Butte Creek is home to the strongest spring-run Chinook salmon population in the Central Valley, and supplies water to tens of thousands of acres of cropland. Its upper watershed is an important refuge for forest carnivores, California spotted owls, trout and many rare plants, plus meadows and fens that store centuries' worth of carbon. Surrounding the two rural communities of Butte Meadows and Jonesville, the area is a cherished recreational haven for folks from Chico, Oroville, and far beyond. Unfortunately, a lot of this watershed burned at devastatingly high severity in the 2021 Dixie Fire. Just as alarmingly, much of the remaining area hasn't burned in over 100 years, putting it at risk of the same outcome. BCRCD is helping the State of California make much-needed investments in the area's ecological health and rural economies. How?
- Colby Mountain Recreation Project - Funded by grants from the Sierra Nevada Conservancy, the Friesen Foundation, and private donations, this project would build 40 miles of new non-motorized singletrack trail providing diverse hiking and biking loop options out of Jonesville, plus connections to the Pacific Crest Trail and the "Connected Communities" trail system providing trail connections to points as far away as Susanville and Truckee.
- Upper Butte Creek Forest Health Initiative - Funded by a $1.4 million grant from the Wildlife Conservation Board, this project will develop a forest health NEPA document on 20,000 acres of Lassen National Forest lands -- half "green," half "black". (The "black" acres burned in 2021 in the Dixie Fire.) The plan will return the area to resilience through meadow restoration, aspen improvement, forest thinning, and prescribed fire. This summer 2022, RCD-led crews and contractors are assessing forest stands, mapping botanical resources, evaluating miles of roads and streams, poring over archaeological resources and counting owls and goshawks to inform the plan. Scoping is expected in October 2022. It's all part of the new wave of "shared stewardship" (S2) projects, where Federal lands get backup from State and local organizations so we can protect our forests and communities for generations to come.
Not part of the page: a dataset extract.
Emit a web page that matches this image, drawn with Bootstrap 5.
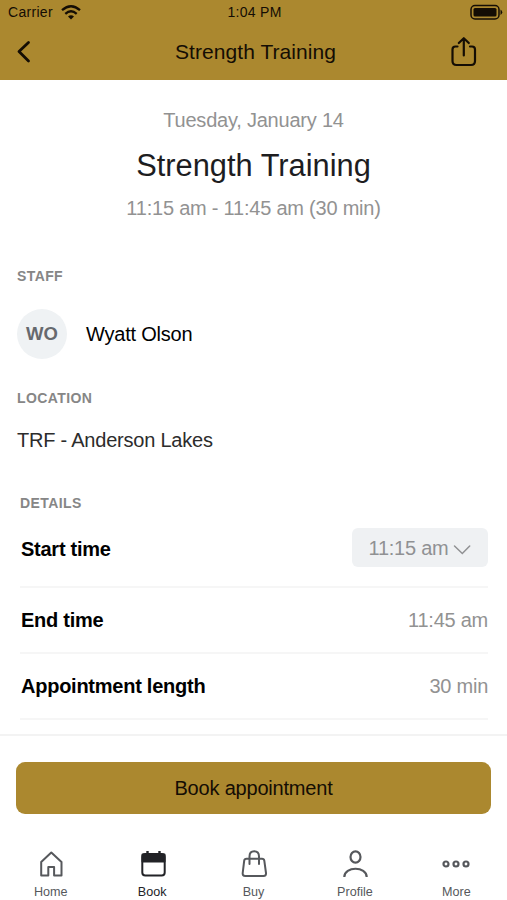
<!DOCTYPE html>
<html lang="en">
<head>
<meta charset="utf-8">
<meta name="viewport" content="width=device-width, initial-scale=1">
<title>Strength Training</title>
<link href="https://cdn.jsdelivr.net/npm/bootstrap@5.3.0/dist/css/bootstrap.min.css" rel="stylesheet">
<style>
:root { --gold: #ab882f; --ink: #140d04; --muted: #929292; }
body { font-family: "Liberation Sans", Arial, sans-serif; color: #000; height: 900px; overflow: hidden; background: #fff; }
svg { display: block; flex: none; }
.app-head { background: var(--gold); color: var(--ink); height: 80px; }
.status-bar { height: 24px; font-size: 14px; line-height: 24px; padding: 0 4px 0 8px; }
.status-bar > div { flex: 1 1 0; }
.carrier { letter-spacing: .3px; }
.clock { letter-spacing: .3px; padding-right: 2px; }
.title-bar { height: 56px; padding: 0 30px 0 16px; }
.title-bar > a { flex: 1 1 0; }
.title-bar h1 { font-size: 21px; line-height: 24px; letter-spacing: .07px; padding-left: 18px; }
.muted-text { color: var(--muted); }
.summary { padding-top: 28px; }
.summary p { font-size: 20px; line-height: 24px; letter-spacing: -.22px; }
.summary h2 { font-size: 30.8px; line-height: 36px; margin: 16px 0 12px; color: #1d1d1f; font-weight: 400; }
.section-label { font-size: 14px; line-height: 16px; font-weight: 700; letter-spacing: .4px; color: #868686; margin: 0; }
.staff, .place { padding-left: 17px; }
.staff { padding-top: 48px; }
.staff-row { margin-top: 25px; }
.avatar { width: 50px; height: 50px; background: #eff2f4; color: #66696e; font-size: 18.5px; font-weight: 700; }
.body-text { font-size: 20px; line-height: 24px; letter-spacing: -.22px; }
.person { margin-left: 19px; }
.place { padding-top: 31px; color: #2c2c2c; }
.place .body-text { margin-top: 22px; }
.details { padding: 43px 19px 0 20px; }
.detail-row { border-bottom: 2px solid #f6f6f6; font-size: 20px; line-height: 24px; letter-spacing: -.25px; height: 66px; }
.detail-row strong { padding-left: 1px; }
.detail-row.first { height: 77px; }
.detail-row.first strong { padding-top: 1px; }
.time-select { background: #eff1f3; border: 0; border-radius: 6px; height: 39px; width: 136px; color: #909193; font-size: 20px; letter-spacing: -.25px; padding: 1px 0 0; gap: 5px; margin-bottom: 2px; }
.time-select svg { margin-top: 3px; }
.app-foot { border-top: 2px solid #f3f3f3; height: 166px; padding-top: 26px; }
.book-btn, .book-btn:hover { background: var(--gold); color: var(--ink); height: 52px; border-radius: 9px; border: 0; font-size: 20px; letter-spacing: -.2px; }
.tabs { color: #56585c; font-size: 12.6px; line-height: 16px; padding-top: 34px; }
.tabs a { color: inherit; text-decoration: none; flex: 1 1 0; }
.tabs svg { margin-bottom: 4px; }
.tabs a.current { color: #222327; }
</style>
<script src="https://cdn.jsdelivr.net/npm/bootstrap@5.3.0/dist/js/bootstrap.bundle.min.js"></script>
</head>
<body class="d-flex flex-column">
<header class="app-head flex-shrink-0">
  <div class="status-bar d-flex align-items-center">
    <div class="d-flex align-items-center gap-2">
      <span class="carrier">Carrier</span>
      <svg width="20" height="15" viewBox="0 0 20 15" fill="none" stroke="currentColor" stroke-width="2.3"><path d="M1 5.2Q10-2.6 19 5.2M4.3 8.8Q10 3.8 15.700 8.800"/><path d="M7 11.400Q10 9 13 11.400L10 14.500Z" fill="currentColor" stroke="none"/></svg>
    </div>
    <span class="clock">1:04 PM</span>
    <div class="d-flex justify-content-end">
      <svg width="33" height="17" viewBox="0 0 33 17"><rect x="1" y="1.500" width="28" height="13.500" rx="4" fill="none" stroke="currentColor" stroke-width="1.500"/><rect x="3.500" y="4" width="23" height="8.500" rx="1.500" fill="currentColor"/><path d="M30.500 5.500Q34 8.200 30.500 11Z" fill="currentColor"/></svg>
    </div>
  </div>
  <div class="title-bar d-flex align-items-center">
    <a href="#" class="text-reset" aria-label="Back"><svg width="28" height="24" viewBox="0 0 28 24" fill="none" stroke="currentColor" stroke-width="2.800" stroke-linecap="round" stroke-linejoin="round"><path d="M12.500 2.500L3 11.500l9.500 9.500"/></svg></a>
    <h1 class="mb-0 fw-normal">Strength Training</h1>
    <a href="#" class="text-reset d-flex justify-content-end" aria-label="Share"><svg width="28" height="32" viewBox="0 0 28 32" fill="none" stroke="currentColor" stroke-width="2.200" stroke-linecap="round" stroke-linejoin="round"><path d="M8.500 10.500H6.500q-3 0-3 3v11.500q0 4 4 4h14.500q4 0 4-4V13.500q0-3-3-3h-2M14.800 19.500V2.500M9.800 7l5-4.800 5 4.800"/></svg></a>
  </div>
</header>
<main class="flex-grow-1 overflow-hidden">
  <section class="summary text-center">
    <p class="muted-text mb-0">Tuesday, January 14</p>
    <h2>Strength Training</h2>
    <p class="muted-text mb-0">11:15 am - 11:45 am (30 min)</p>
  </section>
  <section class="staff">
    <h3 class="section-label">STAFF</h3>
    <div class="d-flex align-items-center staff-row">
      <span class="avatar rounded-circle d-flex align-items-center justify-content-center">WO</span>
      <span class="body-text person">Wyatt Olson</span>
    </div>
  </section>
  <section class="place">
    <h3 class="section-label">LOCATION</h3>
    <p class="body-text mb-0">TRF - Anderson Lakes</p>
  </section>
  <section class="details">
    <h3 class="section-label">DETAILS</h3>
    <div class="detail-row first d-flex align-items-center justify-content-between">
      <strong>Start time</strong>
      <button class="time-select d-flex align-items-center justify-content-center" type="button"><span>11:15 am</span><svg width="18" height="12" viewBox="0 0 18 12" fill="none" stroke="currentColor" stroke-width="1.500" stroke-linecap="round"><path d="M1.500 2L9.300 9.500l7.400-7.500"/></svg></button>
    </div>
    <div class="detail-row d-flex align-items-center justify-content-between"><strong>End time</strong><span class="muted-text">11:45 am</span></div>
    <div class="detail-row d-flex align-items-center justify-content-between"><strong>Appointment length</strong><span class="muted-text">30 min</span></div>
  </section>
</main>
<footer class="app-foot flex-shrink-0">
  <div class="px-3"><button class="btn book-btn w-100" type="button">Book appointment</button></div>
  <nav class="tabs d-flex text-center">
    <a href="#"><svg class="mx-auto" width="28" height="32" viewBox="0 0 28 32" fill="none" stroke="currentColor" stroke-width="2" stroke-linejoin="round"><path d="M14.300 4.500L4.200 14v13.500h7.100V19h5.800v8.500H24.500V14Z"/></svg>Home</a>
    <a href="#" class="current"><svg class="mx-auto" width="28" height="32" viewBox="0 0 28 32" fill="none" stroke="currentColor" stroke-width="2"><rect x="4.300" y="6" width="22.400" height="21.500" rx="3"/><path d="M4.500 6.500h22v7h-22Z" fill="currentColor" stroke-linejoin="round"/><path d="M9.500 3v4M21.500 3v4" stroke-width="2.400"/></svg>Book</a>
    <a href="#"><svg class="mx-auto" width="28" height="32" viewBox="0 0 28 32" fill="none" stroke="currentColor" stroke-width="2" stroke-linecap="round" stroke-linejoin="round"><path d="M9.500 16V8.500Q9.500 3.300 14.200 3.300T19 8.500V16M6.500 10.700h15.500q2 0 2.300 2L26 25q.3 3-2.500 3H5.200q-2.800 0-2.500-3L4.200 12.700Q4.500 10.700 6.500 10.700Z"/></svg>Buy</a>
    <a href="#"><svg class="mx-auto" width="28" height="32" viewBox="0 0 28 32" fill="none" stroke="currentColor" stroke-width="2.200"><ellipse cx="14.500" cy="9" rx="5" ry="5.600"/><path d="M3.300 29C3.300 18 25.700 18 25.700 29"/></svg>Profile</a>
    <a href="#"><svg class="mx-auto" width="28" height="32" viewBox="0 0 28 32" fill="none" stroke="currentColor" stroke-width="2.200"><circle cx="4" cy="16" r="2.500"/><circle cx="14" cy="16" r="2.500"/><circle cx="24" cy="16" r="2.500"/></svg>More</a>
  </nav>
</footer>
</body>
</html>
- West Lassen Watershed Infrastructure Assessment - Funded by NFWF, this Sierra Institute-led project is assessing 74 stream crossings and 14 miles of non-system road on Forest Service lands in anadromous watersheds in the west Lassen region. 16 of the crossings and 2.5 road-miles are in the Upper Butte Creek watershed, and those are the ones for which BCRCD will be conducting assessments and and creating repair recommendations.
- Butte Creek House Meadow Restoration - Funded by a Prop 1 Streamflow Enhancement grant from the Wildlife Conservation Board, this project will improve habitat for native species that depend on meadows, including sandhill crane, willow flycatcher, cascade frog, Sierra-Nevada yellow legged frog, spotted owl, and northern goshawk. A restored meadow can result in an increase in water storage capacity, reduce water temperatures in summer, result in higher dissolved oxygen levels, reduce erosion and sediment delivery, and increase carbon storage.